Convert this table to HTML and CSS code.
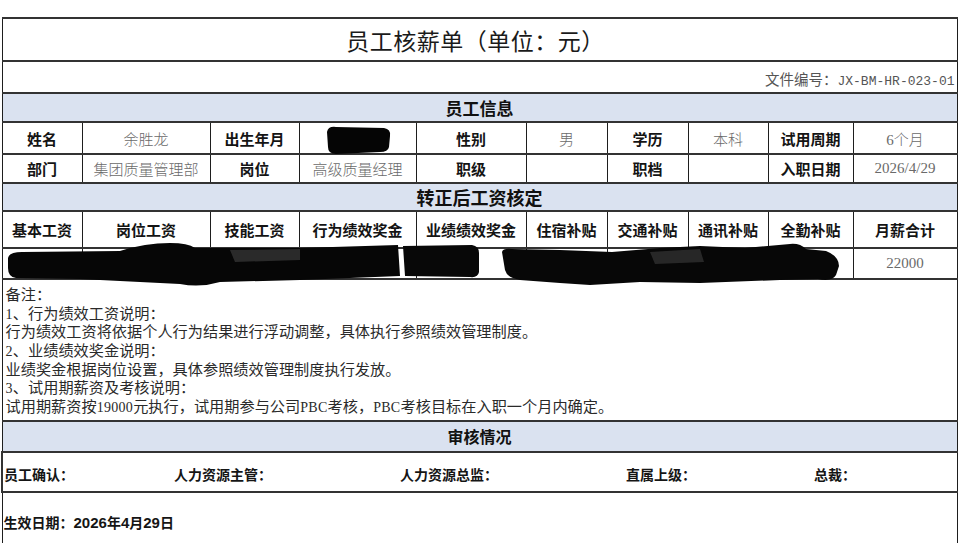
FILE: index.html
```html
<!DOCTYPE html>
<html lang="zh-CN">
<head>
<meta charset="utf-8">
<title>员工核薪单</title>
<link rel="stylesheet" href="styles.css">
</head>
<body>
<div class="sheet">
  <table class="form">
    <colgroup>
      <col class="c1"><col class="c2"><col class="c3"><col class="c4"><col class="c5">
      <col class="c6"><col class="c7"><col class="c8"><col class="c9"><col class="c10">
    </colgroup>
    <tr class="r-title"><td colspan="10" class="title">员工核薪单（单位：元）</td></tr>
    <tr class="r-file"><td colspan="10" class="fileno">文件编号：<span class="code">JX-BM-HR-023-01</span></td></tr>
    <tr class="r-sec"><td colspan="10" class="sec">员工信息</td></tr>
    <tr class="r-info">
      <td class="lbl">姓名</td><td class="val">余胜龙</td>
      <td class="lbl">出生年月</td><td class="val"></td>
      <td class="lbl">性别</td><td class="val">男</td>
      <td class="lbl">学历</td><td class="val">本科</td>
      <td class="lbl">试用周期</td><td class="val"><span class="num">6</span>个月</td>
    </tr>
    <tr class="r-info2">
      <td class="lbl">部门</td><td class="val">集团质量管理部</td>
      <td class="lbl">岗位</td><td class="val">高级质量经理</td>
      <td class="lbl">职级</td><td class="val"></td>
      <td class="lbl">职档</td><td class="val"></td>
      <td class="lbl">入职日期</td><td class="val num">2026/4/29</td>
    </tr>
    <tr class="r-sec2"><td colspan="10" class="sec sec-lg">转正后工资核定</td></tr>
    <tr class="r-head">
      <td class="lbl">基本工资</td><td class="lbl">岗位工资</td><td class="lbl">技能工资</td>
      <td class="lbl">行为绩效奖金</td><td class="lbl">业绩绩效奖金</td><td class="lbl">住宿补贴</td>
      <td class="lbl">交通补贴</td><td class="lbl">通讯补贴</td><td class="lbl">全勤补贴</td>
      <td class="lbl">月薪合计</td>
    </tr>
    <tr class="r-data">
      <td></td><td></td><td></td><td></td><td></td><td></td><td></td><td></td><td></td>
      <td class="val num">22000</td>
    </tr>
    <tr class="r-notes">
      <td colspan="10" class="notes">
        <p>备注：</p>
        <p><span class="n">1</span>、行为绩效工资说明：</p>
        <p>行为绩效工资将依据个人行为结果进行浮动调整，具体执行参照绩效管理制度。</p>
        <p><span class="n">2</span>、业绩绩效奖金说明：</p>
        <p>业绩奖金根据岗位设置，具体参照绩效管理制度执行发放。</p>
        <p><span class="n">3</span>、试用期薪资及考核说明：</p>
        <p>试用期薪资按<span class="n">19000</span>元执行，试用期参与公司<span class="n">PBC</span>考核，<span class="n">PBC</span>考核目标在入职一个月内确定。</p>
      </td>
    </tr>
    <tr class="r-sec3"><td colspan="10" class="sec sec-sm">审核情况</td></tr>
    <tr class="r-sign">
      <td colspan="10" class="sign">
        <div class="sign-grid">
          <span>员工确认：</span>
          <span>人力资源主管：</span>
          <span>人力资源总监：</span>
          <span>直属上级：</span>
          <span>总裁：</span>
        </div>
      </td>
    </tr>
    <tr class="r-date"><td colspan="10" class="date">生效日期：<span class="dnum">2026</span>年<span class="dnum">4</span>月<span class="dnum">29</span>日</td></tr>
  </table>

  <svg class="redact" width="963" height="543" viewBox="0 0 963 543" aria-hidden="true">
    <path d="M327,132 Q328,126 336,127 L384,128 Q391,129 390,136 L389,147 Q388,152 380,152 L336,154 Q328,154 328,147 Z" fill="#050505"/>
    <path d="M8,258 Q9,252 22,252 L120,251 Q145,243 170,243 Q188,243 195,248 L300,248 L398,245 L400,276 L300,280 L220,282 Q200,288 180,284 L80,279 L16,278 Q8,277 8,268 Z" fill="#060606"/>
    <path d="M230,250 L300,249 L300,260 L235,262 Z" fill="#3a3a3a" opacity="0.7"/>
    <path d="M403,246 L472,245 Q479,246 479,253 L479,272 Q478,278 470,277 L405,276 Z" fill="#080808"/>
    <path d="M502,252 Q503,248 512,249 L560,250 L612,252 L660,248 L700,246 L745,248 L790,244 Q800,243 806,249 L826,251 Q839,256 839,266 L836,275 Q832,282 818,279 L780,280 L700,283 L640,282 L590,285 L560,283 L520,280 Q507,278 505,270 Z" fill="#070707"/>
    <path d="M650,252 L700,249 L704,262 L655,264 Z" fill="#3d3d3d" opacity="0.6"/>
  </svg>
</div>
</body>
</html>
```

FILE: styles.css
```css
html, body {
  margin: 0;
  padding: 0;
  background: #ffffff;
}

body {
  font-family: "Liberation Serif", "Noto Sans CJK SC", serif;
  color: #222;
}

.sheet {
  position: relative;
  width: 963px;
  height: 543px;
  overflow: hidden;
  padding: 17px 0 0 1px;
  box-sizing: border-box;
}

.form {
  border-collapse: collapse;
  table-layout: fixed;
  width: 955px;
}

.c1 { width: 80px; }
.c2 { width: 128px; }
.c3 { width: 89px; }
.c4 { width: 117px; }
.c5 { width: 110px; }
.c6 { width: 81px; }
.c7 { width: 81px; }
.c8 { width: 80px; }
.c9 { width: 85px; }
.c10 { width: 104px; }

.form td {
  border-left: 1px solid #1e1e1e;
  border-right: 1px solid #1e1e1e;
  border-top: 2px solid #333;
  border-bottom: 2px solid #333;
  padding: 0;
  text-align: center;
  vertical-align: middle;
  white-space: nowrap;
  overflow: hidden;
}

.r-title td { height: 41px; }
.r-file td { height: 28px; }
.r-sec td { height: 27px; }
.r-info td { height: 30px; }
.r-info2 td { height: 27px; }
.r-sec2 td { height: 26px; }
.r-head td { height: 35px; }
.r-data td { height: 29px; }
.r-sec3 td { height: 29px; }
.r-sign td { height: 33px; }
.r-date td { height: 64px; }

.title {
  font-family: "Liberation Serif", "Noto Sans CJK SC", serif;
  font-size: 23px;
  font-weight: 400;
  color: #1a1a1a;
  letter-spacing: 0.5px;
  padding-right: 8px !important;
}

.fileno {
  text-align: right !important;
  font-size: 14.5px;
  color: #555;
  padding-right: 2px !important;
  padding-top: 2px !important;
}

.code {
  font-family: "Liberation Mono", monospace;
  font-size: 13px;
}

.sec {
  background: #dae2f0;
  font-family: "Noto Sans CJK SC", sans-serif;
  font-weight: 700;
  font-size: 17px;
  color: #111;
}

.sec-lg { font-size: 18px; }
.sec-sm { font-size: 16px; }

.lbl {
  font-family: "Noto Sans CJK SC", sans-serif;
  font-weight: 700;
  font-size: 15px;
  color: #141414;
}

.val {
  font-family: "Liberation Serif", "Noto Sans CJK SC", serif;
  font-weight: 300;
  font-size: 15px;
  color: #6a6a6a;
}

.num {
  font-family: "Liberation Serif", serif;
  font-size: 15px;
}

.notes {
  text-align: left !important;
  vertical-align: top !important;
  padding: 6px 4px 3px 3px !important;
  font-size: 15.2px;
  line-height: 18.7px;
  color: #2a2a2a;
}

.notes p {
  margin: 0;
  height: 18.7px;
}

.n {
  font-family: "Liberation Serif", serif;
  font-size: 14px;
  line-height: 1;
  letter-spacing: 0.3px;
}

.sign {
  border-left: 2px solid #333 !important;
  text-align: left !important;
  padding: 5px 0 0 1px !important;
}

.sign-grid {
  display: grid;
  grid-template-columns: 170px 226px 226px 188px 1fr;
  font-family: "Noto Sans CJK SC", sans-serif;
  font-weight: 700;
  font-size: 14px;
  color: #151515;
}

.date {
  text-align: left !important;
  vertical-align: top !important;
  padding: 19px 0 0 1px !important;
  font-family: "Noto Sans CJK SC", sans-serif;
  font-weight: 700;
  font-size: 14px;
  color: #151515;
}

.dnum {
  font-family: "Liberation Sans Narrow", "Liberation Sans", sans-serif;
  font-weight: 700;
  font-size: 15px;
}

.redact {
  position: absolute;
  left: 0;
  top: 0;
  pointer-events: none;
}
```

Your objective: Count how many lines in the data above hold the string "code", and give the number with no other words.

Exercise output: 3